Emergency Recovery Checklist

If you are in the middle of a flyaway event, use a simple checklist to avoid freezing or making random inputs.

  1. Look at the app for GPS, compass, battery, and signal warnings.
  2. Confirm whether the drone is still responding to the sticks.
  3. Attempt Return to Home if GPS is stable and the home point is correct.
  4. Use short, precise control inputs to steer away from hazards.
  5. Monitor battery carefully so the drone does not auto-land in a dangerous spot.
  6. Track the aircraft visually if possible and keep your eyes on its heading.

How to Lower the Chances of Losing a Drone Permanently

Even if you cannot always prevent a flyaway, you can reduce the chance of permanent loss.

Many pilots use mapping apps, flight logs, and built-in locator features to recover aircraft after signal loss or crash landings.

Use built-in tracking tools

Most current drones record the last known coordinates, altitude, and battery state in the app.
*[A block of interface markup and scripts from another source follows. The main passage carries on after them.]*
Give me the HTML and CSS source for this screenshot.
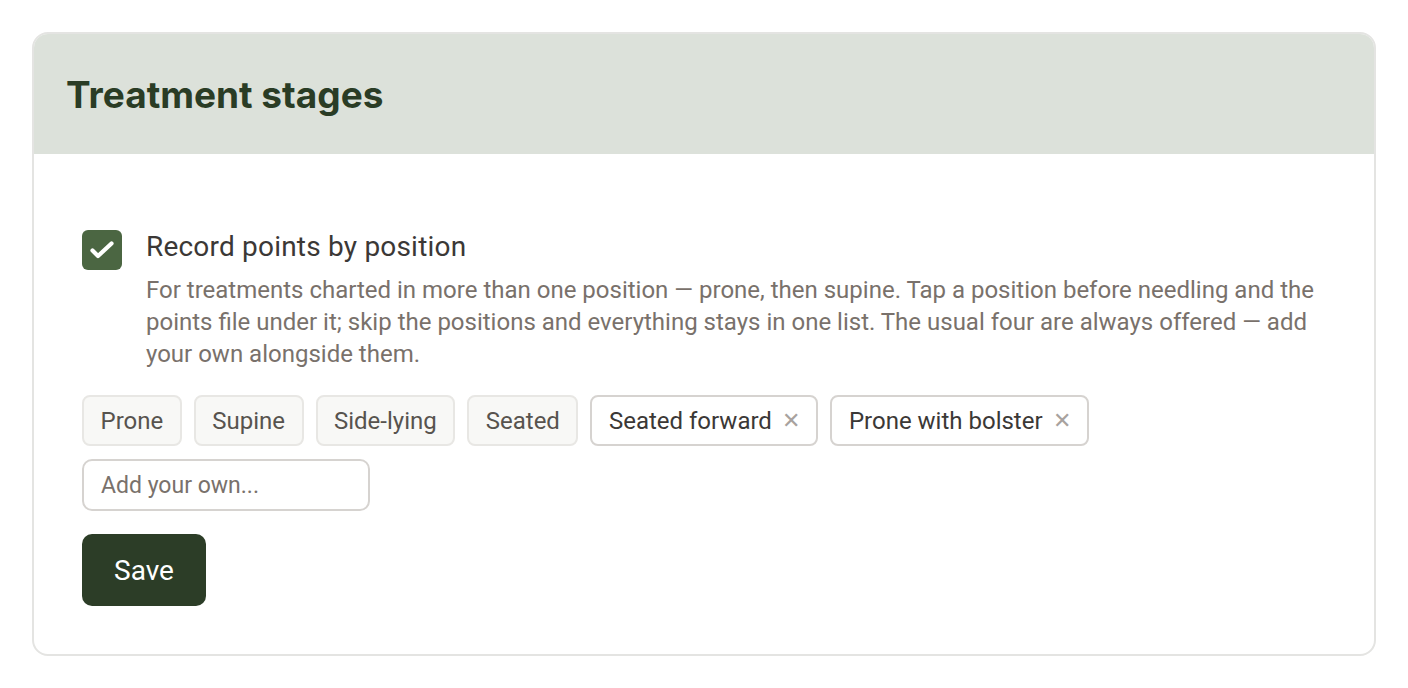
FILE: index.html
```html
<!DOCTYPE html>
<html>
  <head>
    <meta charset="utf-8">
    <title>Treatment stages</title>
    <link rel="stylesheet" href="styles.css">
  </head>
  <body>
    <div class="card">
      <div class="card-head">
        <h2>Treatment stages</h2>
      </div>
      <div class="card-body">
        <div class="option">
          <span class="check">
            <svg width="40" height="40" viewBox="0 0 40 40"><path d="M10.5 20.5L16 26L29.5 13.5" fill="none" stroke="#fff" stroke-width="4.2" stroke-linecap="round" stroke-linejoin="round"/></svg>
          </span>
          <div class="option-text">
            <div class="option-label">Record points by position</div>
            <p class="option-desc">For treatments charted in more than one position — prone, then supine. Tap a position before needling and the points file under it; skip the positions and everything stays in one list. The usual four are always offered — add your own alongside them.</p>
          </div>
        </div>
        <div class="chips">
          <span class="chip">Prone</span>
          <span class="chip">Supine</span>
          <span class="chip">Side-lying</span>
          <span class="chip">Seated</span>
          <span class="chip custom">Seated forward <span class="remove">&#x2715;</span></span>
          <span class="chip custom">Prone with bolster <span class="remove">&#x2715;</span></span>
          <input class="add-own" type="text" placeholder="Add your own...">
        </div>
        <button class="save">Save</button>
      </div>
    </div>
  </body>
</html>
```

FILE: styles.css
```css
* {
  box-sizing: border-box;
}

body {
  margin: 32px 32px;
  background: #fff;
  font-family: Roboto, "Liberation Sans", sans-serif;
  color: #3b3836;
}

.card {
  border: 2px solid #e4e4e2;
  border-radius: 16px;
  overflow: hidden;
}

.card-head {
  background: #dce1da;
  height: 120px;
  padding: 0 32px;
  display: flex;
  align-items: center;
}

.card-head h2 {
  margin: 0;
  font-family: Inter, "Liberation Sans", sans-serif;
  font-size: 37px;
  font-weight: 700;
  color: #2a3c25;
}

.card-body {
  padding: 76px 48px 48px;
}

.option {
  display: flex;
  gap: 24px;
  align-items: flex-start;
}

.check {
  flex: none;
  width: 40px;
  height: 40px;
  border-radius: 6px;
  background: #4b6642;
  display: flex;
  align-items: center;
  justify-content: center;
}

.option-label {
  font-size: 28px;
  letter-spacing: 0.2px;
  line-height: 32px;
  color: #3b3836;
  margin-top: 1px;
}

.option-desc {
  margin: 11px 0 0;
  font-size: 24px;
  line-height: 32px;
  color: #79716b;
}

.chips {
  display: flex;
  flex-wrap: wrap;
  gap: 13px 12px;
  margin-top: 25px;
}

.chip {
  height: 51px;
  padding: 0 16.5px;
  display: inline-flex;
  align-items: center;
  font-size: 24px;
  color: #57534e;
  background: #f8f8f6;
  border: 2px solid #e8e7e4;
  border-radius: 8px;
}

.chip.custom {
  background: #fff;
  border-color: #d6d3d0;
  color: #3b3836;
}

.remove {
  margin-left: 10px;
  color: #a8a29e;
  font-size: 22px;
}

.add-own {
  width: 288px;
  height: 52px;
  padding: 0 17px;
  font-family: Roboto, "Liberation Sans", sans-serif;
  font-size: 23px;
  color: #3b3836;
  border: 2px solid #d6d3d0;
  border-radius: 10px;
  outline: none;
}

.add-own::placeholder {
  color: #79716b;
}

.save {
  margin-top: 23px;
  height: 72px;
  padding: 0 32px;
  background: #2c3d27;
  color: #fff;
  border: none;
  border-radius: 10px;
  font-family: Roboto, "Liberation Sans", sans-serif;
  font-size: 28px;
}
```
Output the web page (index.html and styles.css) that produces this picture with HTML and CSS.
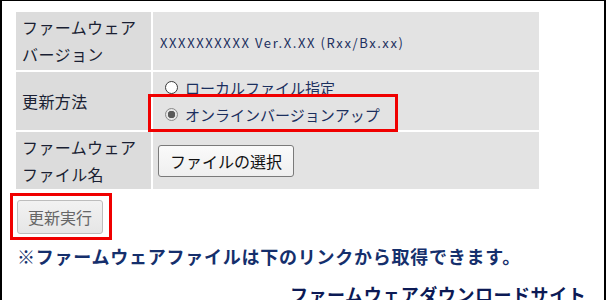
FILE: index.html
```html
<!DOCTYPE html>
<html lang="ja">
<head>
  <meta charset="UTF-8" />
  <title>ファームウェア更新</title>
  <link rel="stylesheet" href="styles.css">
</head>
<body>
  <div class="frame">
    <table class="fw-table">
      <tr class="row-version">
        <th>ファームウェア<br>バージョン</th>
        <td><span class="version">XXXXXXXXXX Ver.X.XX (Rxx/Bx.xx)</span></td>
      </tr>
      <tr class="row-method">
        <th>更新方法</th>
        <td>
          <label class="choice"><input type="radio" name="method"> ローカルファイル指定</label>
          <label class="choice marked"><input type="radio" name="method" checked> オンラインバージョンアップ</label>
        </td>
      </tr>
      <tr class="row-file">
        <th>ファームウェア<br>ファイル名</th>
        <td><button type="button" class="file-btn">ファイルの選択</button></td>
      </tr>
    </table>

    <div class="actions">
      <span class="marked-btn"><button type="button" class="run-btn">更新実行</button></span>
    </div>

    <p class="notice">※ファームウェアファイルは下のリンクから取得できます。</p>
    <p class="download"><a href="#">ファームウェアダウンロードサイト</a></p>
  </div>
</body>
</html>
```

FILE: styles.css
```css
:root {
  --navy: #1b2f5e;
  --label-bg: #dcdcdc;
  --value-bg: #e3e3e3;
  --mark: #f00000;
}

body {
  margin: 0;
  background: #ffffff;
  font-family: "Noto Sans CJK JP", "Noto Sans", sans-serif;
  color: #1a1f33;
}

.frame {
  height: 300px;
  box-sizing: border-box;
  border-left: 2px solid #000;
  border-top: 1px solid #000;
  border-right: 2px solid #000;
  padding: 9px 0 0 12px;
  overflow: hidden;
}

.fw-table {
  border-collapse: separate;
  border-spacing: 2px;
  width: 527px;
  table-layout: fixed;
}

.fw-table th {
  width: 129px;
  background: var(--label-bg);
  font-weight: normal;
  font-size: 16px;
  letter-spacing: 0.4px;
  line-height: 27px;
  text-align: left;
  padding: 0 0 0 6px;
  color: #1a1f33;
}

.fw-table td {
  background: var(--value-bg);
  padding: 0 5px;
}

.row-version th,
.row-version td { height: 58px; }

.row-method th,
.row-method td { height: 58px; }

.row-file th,
.row-file td { height: 57px; }

.version {
  padding-left: 2px;
  font-size: 13px;
  letter-spacing: 1.6px;
  color: var(--navy);
}

.choice {
  display: flex;
  align-items: center;
  width: max-content;
  font-size: 15px;
  line-height: 27px;
  color: var(--navy);
}

.choice input {
  appearance: none;
  width: 13px;
  height: 13px;
  margin: 0 7px 0 7px;
  border: 1px solid #3a3a3a;
  border-radius: 50%;
  background: #fff;
  box-sizing: border-box;
}

.choice input:checked {
  border-color: #8a8a8a;
  background: radial-gradient(circle, #5a5a5a 0 3.5px, #e6e6e6 4px);
}

.marked {
  position: relative;
}

.marked::after {
  content: "";
  position: absolute;
  left: -10px;
  right: -18px;
  top: -7px;
  bottom: -4px;
  border: 3px solid var(--mark);
}

.file-btn {
  font-family: inherit;
  font-size: 16px;
  color: #111;
  width: 136px;
  height: 32px;
  padding: 0;
  background: linear-gradient(#fafafa, #efefef);
  border: 1px solid #7a7a7a;
  border-radius: 3px;
}

.actions {
  padding: 9px 0 0 3px;
}

.marked-btn {
  position: relative;
  display: inline-block;
  vertical-align: top;
}

.marked-btn::after {
  content: "";
  position: absolute;
  left: -7px;
  right: -9px;
  top: -7px;
  bottom: -6px;
  border: 3px solid var(--mark);
}

.run-btn {
  display: block;
  font-family: inherit;
  font-size: 16px;
  color: #666;
  width: 86px;
  height: 34px;
  padding: 0;
  background: linear-gradient(#f2f2f2, #e6e6e6);
  border: 1px solid #bdbdbd;
  border-radius: 3px;
}

.notice {
  margin: 9px 0 0 3px;
  font-size: 18px;
  font-weight: bold;
  letter-spacing: 0.75px;
  line-height: 26px;
  color: #152f6c;
}

.download {
  margin: 12px 0 0 276px;
  font-size: 18px;
  font-weight: bold;
  letter-spacing: 0.55px;
  line-height: 26px;
  white-space: nowrap;
}

.download a {
  color: #0c1a55;
  text-decoration: none;
}
```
Some systems also provide a “Find My Drone” feature, audible beeping, or a remote camera trigger to help locate the aircraft.

Fly with visual line of sight

Maintaining visual line of sight is more than a legal best practice in many regions.

It also helps you notice drift, orientation loss, and unexpected altitude changes before they become unrecoverable.

Keep spare batteries and a recovery plan

If you are flying in remote terrain, bring extra batteries, a charged phone, and a plan for where the drone might land.

Record the approximate direction of travel if the signal drops.

When a Drone Is No Longer Safe to Fly

Sometimes the best answer to how to stop a drone from flying away is not to launch it again until the root cause is fixed.

Repeated compass errors, unstable power delivery, damaged propellers, or persistent GPS issues indicate a problem that should be addressed before the next flight.

If the aircraft has struck an object, experienced a hard landing, or shown repeated control loss, inspect the frame, gimbal, motors, battery contacts, and propeller mounts.

If needed, contact the manufacturer’s support team or a qualified repair service before flying again.